Wherever a line holds the word "components", copy that line out.

§ **Collected data**:
****************************************

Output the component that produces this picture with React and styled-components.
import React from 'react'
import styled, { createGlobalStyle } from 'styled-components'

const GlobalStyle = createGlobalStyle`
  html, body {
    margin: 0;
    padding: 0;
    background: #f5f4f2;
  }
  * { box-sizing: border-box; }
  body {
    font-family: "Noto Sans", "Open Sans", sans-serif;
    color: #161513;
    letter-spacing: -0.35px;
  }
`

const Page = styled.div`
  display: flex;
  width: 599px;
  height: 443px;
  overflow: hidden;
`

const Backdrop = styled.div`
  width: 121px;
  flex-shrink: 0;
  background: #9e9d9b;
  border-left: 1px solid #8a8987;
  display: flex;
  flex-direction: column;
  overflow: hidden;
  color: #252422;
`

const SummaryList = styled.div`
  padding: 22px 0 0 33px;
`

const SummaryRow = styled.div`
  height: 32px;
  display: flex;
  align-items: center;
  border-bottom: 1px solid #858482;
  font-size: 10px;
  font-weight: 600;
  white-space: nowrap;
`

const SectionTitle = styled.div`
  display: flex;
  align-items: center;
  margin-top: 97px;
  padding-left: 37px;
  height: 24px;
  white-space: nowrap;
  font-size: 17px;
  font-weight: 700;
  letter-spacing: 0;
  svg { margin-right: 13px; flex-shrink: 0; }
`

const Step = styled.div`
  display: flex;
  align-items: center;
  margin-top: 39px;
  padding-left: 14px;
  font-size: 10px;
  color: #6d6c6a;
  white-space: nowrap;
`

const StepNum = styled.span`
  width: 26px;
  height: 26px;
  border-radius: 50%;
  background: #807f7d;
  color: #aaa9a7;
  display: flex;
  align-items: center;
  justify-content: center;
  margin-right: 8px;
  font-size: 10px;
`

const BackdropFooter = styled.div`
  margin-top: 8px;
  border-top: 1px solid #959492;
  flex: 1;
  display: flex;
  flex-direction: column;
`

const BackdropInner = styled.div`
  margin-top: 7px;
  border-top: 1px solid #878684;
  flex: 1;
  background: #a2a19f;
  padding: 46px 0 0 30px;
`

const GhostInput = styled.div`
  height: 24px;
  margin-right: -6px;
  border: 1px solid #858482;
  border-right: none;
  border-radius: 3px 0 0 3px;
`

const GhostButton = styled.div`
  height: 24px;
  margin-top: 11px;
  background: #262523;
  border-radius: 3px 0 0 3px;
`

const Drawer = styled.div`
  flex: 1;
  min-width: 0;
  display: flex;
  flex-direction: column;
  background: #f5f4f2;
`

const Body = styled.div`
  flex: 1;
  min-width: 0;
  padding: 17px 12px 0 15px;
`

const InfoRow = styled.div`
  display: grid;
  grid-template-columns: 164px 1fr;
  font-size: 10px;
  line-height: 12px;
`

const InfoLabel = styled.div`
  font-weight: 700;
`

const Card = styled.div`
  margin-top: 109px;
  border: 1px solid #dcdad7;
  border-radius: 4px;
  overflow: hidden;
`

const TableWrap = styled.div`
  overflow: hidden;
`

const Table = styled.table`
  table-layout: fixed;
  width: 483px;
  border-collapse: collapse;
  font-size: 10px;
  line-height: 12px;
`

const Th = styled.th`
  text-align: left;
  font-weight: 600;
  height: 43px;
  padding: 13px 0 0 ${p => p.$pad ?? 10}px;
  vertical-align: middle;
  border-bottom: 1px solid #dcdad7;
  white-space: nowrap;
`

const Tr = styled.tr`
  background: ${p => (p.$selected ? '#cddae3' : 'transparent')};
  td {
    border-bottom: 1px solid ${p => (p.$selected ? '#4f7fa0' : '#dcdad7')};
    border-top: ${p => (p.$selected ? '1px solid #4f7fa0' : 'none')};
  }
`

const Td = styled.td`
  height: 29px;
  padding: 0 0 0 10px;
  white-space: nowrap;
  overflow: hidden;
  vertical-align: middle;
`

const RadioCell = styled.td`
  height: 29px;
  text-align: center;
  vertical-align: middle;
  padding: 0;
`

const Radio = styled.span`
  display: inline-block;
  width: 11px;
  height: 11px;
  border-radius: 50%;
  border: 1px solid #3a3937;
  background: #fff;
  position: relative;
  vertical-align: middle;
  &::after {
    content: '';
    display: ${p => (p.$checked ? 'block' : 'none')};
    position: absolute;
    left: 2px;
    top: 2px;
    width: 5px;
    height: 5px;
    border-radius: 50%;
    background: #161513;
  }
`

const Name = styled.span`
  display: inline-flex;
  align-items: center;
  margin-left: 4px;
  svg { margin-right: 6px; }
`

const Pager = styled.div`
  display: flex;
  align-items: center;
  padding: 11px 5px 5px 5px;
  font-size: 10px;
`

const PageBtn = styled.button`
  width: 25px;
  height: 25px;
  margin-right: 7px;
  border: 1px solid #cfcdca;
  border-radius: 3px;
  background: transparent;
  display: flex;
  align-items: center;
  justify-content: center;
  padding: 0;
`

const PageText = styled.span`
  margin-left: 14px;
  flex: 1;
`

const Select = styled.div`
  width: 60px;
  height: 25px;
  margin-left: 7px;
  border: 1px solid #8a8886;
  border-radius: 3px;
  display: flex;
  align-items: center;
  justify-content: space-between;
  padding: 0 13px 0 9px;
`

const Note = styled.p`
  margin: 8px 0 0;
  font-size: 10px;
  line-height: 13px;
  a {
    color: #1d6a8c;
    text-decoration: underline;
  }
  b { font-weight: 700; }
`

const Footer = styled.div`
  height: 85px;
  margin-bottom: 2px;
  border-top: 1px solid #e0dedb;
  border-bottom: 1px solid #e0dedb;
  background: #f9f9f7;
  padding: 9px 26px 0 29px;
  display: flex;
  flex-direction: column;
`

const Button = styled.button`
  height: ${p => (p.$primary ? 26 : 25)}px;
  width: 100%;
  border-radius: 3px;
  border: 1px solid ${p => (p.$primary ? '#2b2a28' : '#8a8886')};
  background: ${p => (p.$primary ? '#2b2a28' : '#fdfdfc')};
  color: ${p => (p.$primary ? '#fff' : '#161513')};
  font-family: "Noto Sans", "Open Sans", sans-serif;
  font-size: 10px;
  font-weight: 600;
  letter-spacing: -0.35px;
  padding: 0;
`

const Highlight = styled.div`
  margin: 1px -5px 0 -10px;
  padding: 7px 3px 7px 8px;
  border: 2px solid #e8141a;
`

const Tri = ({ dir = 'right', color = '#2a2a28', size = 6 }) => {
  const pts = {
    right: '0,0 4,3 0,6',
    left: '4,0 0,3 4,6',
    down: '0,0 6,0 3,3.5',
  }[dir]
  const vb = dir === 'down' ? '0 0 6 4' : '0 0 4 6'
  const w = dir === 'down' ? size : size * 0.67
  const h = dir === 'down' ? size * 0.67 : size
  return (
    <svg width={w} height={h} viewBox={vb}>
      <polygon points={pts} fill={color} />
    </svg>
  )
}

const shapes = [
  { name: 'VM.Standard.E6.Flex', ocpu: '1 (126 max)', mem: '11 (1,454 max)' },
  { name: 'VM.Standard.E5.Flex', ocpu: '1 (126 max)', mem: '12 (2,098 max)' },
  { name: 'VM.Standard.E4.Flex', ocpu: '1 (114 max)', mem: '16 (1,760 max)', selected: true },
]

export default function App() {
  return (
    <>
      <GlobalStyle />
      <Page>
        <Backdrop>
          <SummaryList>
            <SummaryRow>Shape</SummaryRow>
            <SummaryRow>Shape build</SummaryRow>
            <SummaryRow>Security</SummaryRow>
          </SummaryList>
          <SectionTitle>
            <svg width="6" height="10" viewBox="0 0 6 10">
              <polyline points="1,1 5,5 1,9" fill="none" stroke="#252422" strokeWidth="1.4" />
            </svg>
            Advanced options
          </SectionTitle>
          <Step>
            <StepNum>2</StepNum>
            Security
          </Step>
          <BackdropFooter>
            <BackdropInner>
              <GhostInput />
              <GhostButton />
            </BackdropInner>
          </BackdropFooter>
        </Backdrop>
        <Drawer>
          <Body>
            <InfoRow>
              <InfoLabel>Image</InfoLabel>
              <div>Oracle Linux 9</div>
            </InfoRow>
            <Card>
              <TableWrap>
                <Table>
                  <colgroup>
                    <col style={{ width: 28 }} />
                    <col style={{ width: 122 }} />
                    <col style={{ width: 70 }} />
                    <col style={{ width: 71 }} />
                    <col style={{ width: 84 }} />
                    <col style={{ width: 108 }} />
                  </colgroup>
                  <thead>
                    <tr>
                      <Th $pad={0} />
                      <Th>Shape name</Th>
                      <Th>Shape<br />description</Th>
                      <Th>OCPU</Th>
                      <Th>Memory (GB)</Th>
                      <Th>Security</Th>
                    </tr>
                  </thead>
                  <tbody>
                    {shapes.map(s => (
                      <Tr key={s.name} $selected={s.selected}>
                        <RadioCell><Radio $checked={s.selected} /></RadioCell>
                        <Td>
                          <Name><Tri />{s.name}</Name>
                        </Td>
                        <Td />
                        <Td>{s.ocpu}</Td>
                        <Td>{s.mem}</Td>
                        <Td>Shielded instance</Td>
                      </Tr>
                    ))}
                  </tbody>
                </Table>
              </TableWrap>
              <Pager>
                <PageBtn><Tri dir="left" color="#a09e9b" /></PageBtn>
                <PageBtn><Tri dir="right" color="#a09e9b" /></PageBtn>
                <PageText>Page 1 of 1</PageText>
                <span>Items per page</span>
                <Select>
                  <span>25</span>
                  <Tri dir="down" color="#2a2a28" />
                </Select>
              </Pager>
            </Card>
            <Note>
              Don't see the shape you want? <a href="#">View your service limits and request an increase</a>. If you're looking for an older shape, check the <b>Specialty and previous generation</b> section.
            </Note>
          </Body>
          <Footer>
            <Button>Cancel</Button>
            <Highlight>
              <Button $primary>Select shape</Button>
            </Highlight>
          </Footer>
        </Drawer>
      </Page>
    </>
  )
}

****************************************

§ **Expected output**:
Output the component that produces this picture with React and styled-components.
import styled, { createGlobalStyle } from 'styled-components'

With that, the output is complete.